Brake fade is the result of overused brakes. As you can imagine, this can lead to potentially dangerous and life-threatening situations.

But as long as you understand how to safely travel through terrain with steep road grades, you don’t have to worry about this.

Driving or towing a heavy, long, and wide RV means being more prepared on a drive day that includes some mountainous climbs.

Let’s learn more!

What Is Road Grade?

Road grade is the amount of gain or drops over a certain distance.

It might also be called the slope, gradient, incline, or decline. A larger number means the road has a steeper tilt compared to a lower number.

For example, a 5% road grade means the road will rise or fall 5 feet over the next 100 feet. A 10% road grade means the road will rise or fall 10 feet over the next 100 feet.

This indicates a steeper incline or decline since you’re traveling the same distance but having a greater change.

What Is the Maximum Grade for a Road?

According to the American Association of State Highway and Transportation Officials’ policy on the geometric design of highways and streets, maximum grades for freeways depend on the terrain and speed limit.

On level terrain with speeds of up to 80 miles per hour, grades shouldn’t exceed 3%, but freeways with speeds of up to 50 miles per hour can have grades up to 4%. 

On rolling terrain with speeds of up to 70 miles per hour, grades shouldn’t exceed 4%, but freeways with speeds of up to 50 miles per hour can have grades up to 5%. 

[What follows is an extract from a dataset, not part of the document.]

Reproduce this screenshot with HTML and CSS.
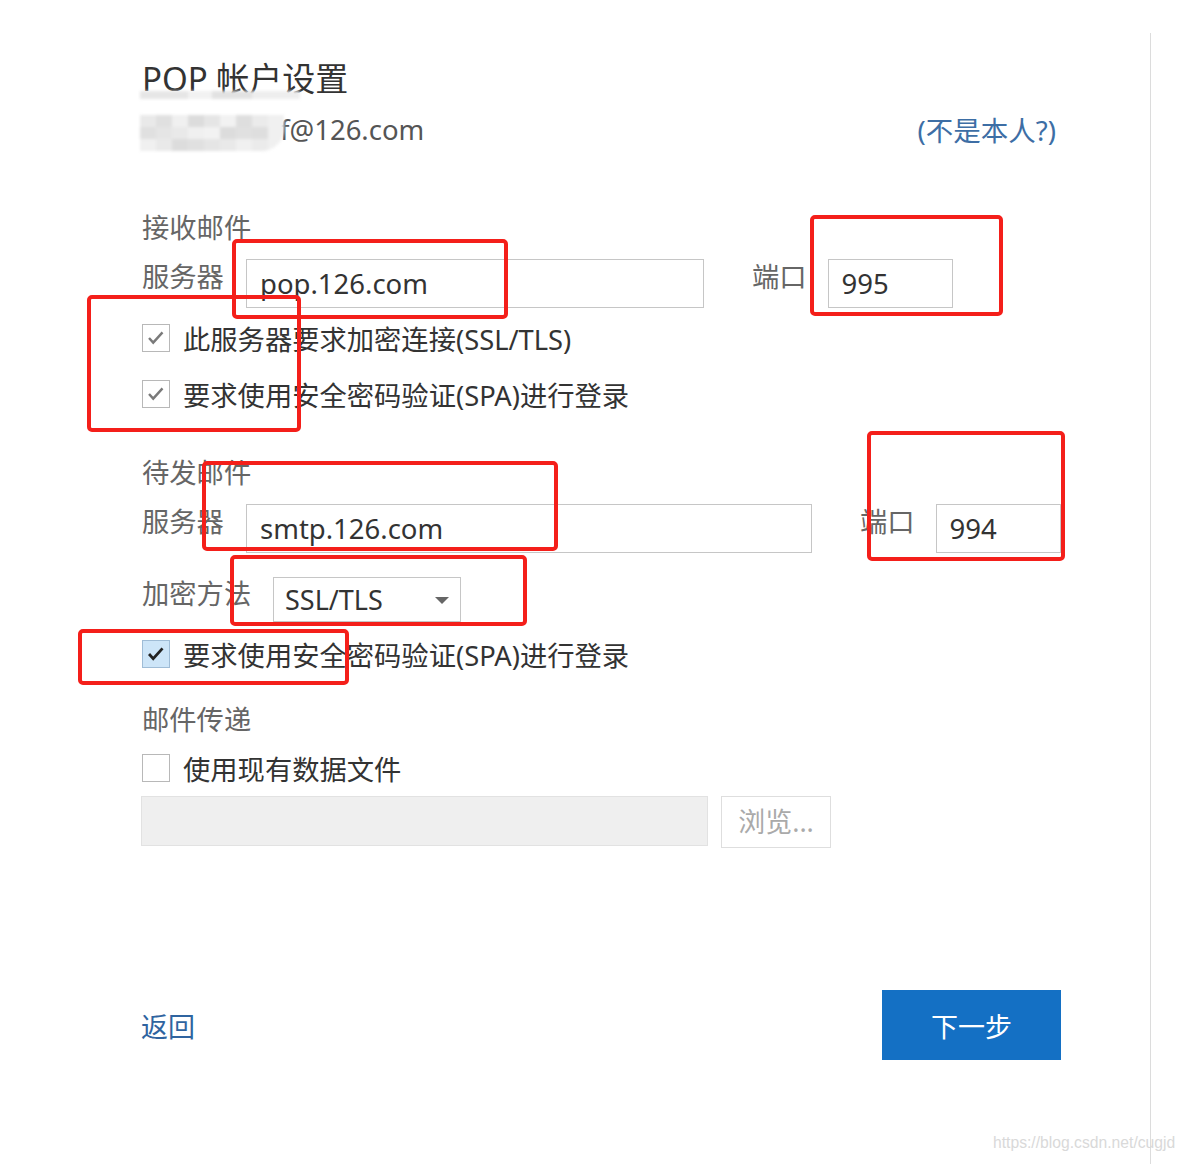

Finally, on mountainous terrain with speeds up to 70 MPH, grades shouldn’t exceed 5%, but freeways with speeds of up to 60 miles per hour can have grades up to 6%.

The policy goes on to say, “Grades 1% steeper than the value shown may be provided in mountainous terrain or in urban areas with crucial right-of-way controls.”

Note those are grades for freeways in the United States. Other roads that aren’t federally funded highways can have much steeper grades.

Baldwin Street in Dunedin, New Zealand, is the steepest road in the world, with a 34.8% grade. Canton Avenue in Pittsburgh, Pa., Bradford Street in San Francisco, Calif., and Waipio Valley Road on the Big Island of Hawaii are the steepest streets in the U.S., with grades over 30%.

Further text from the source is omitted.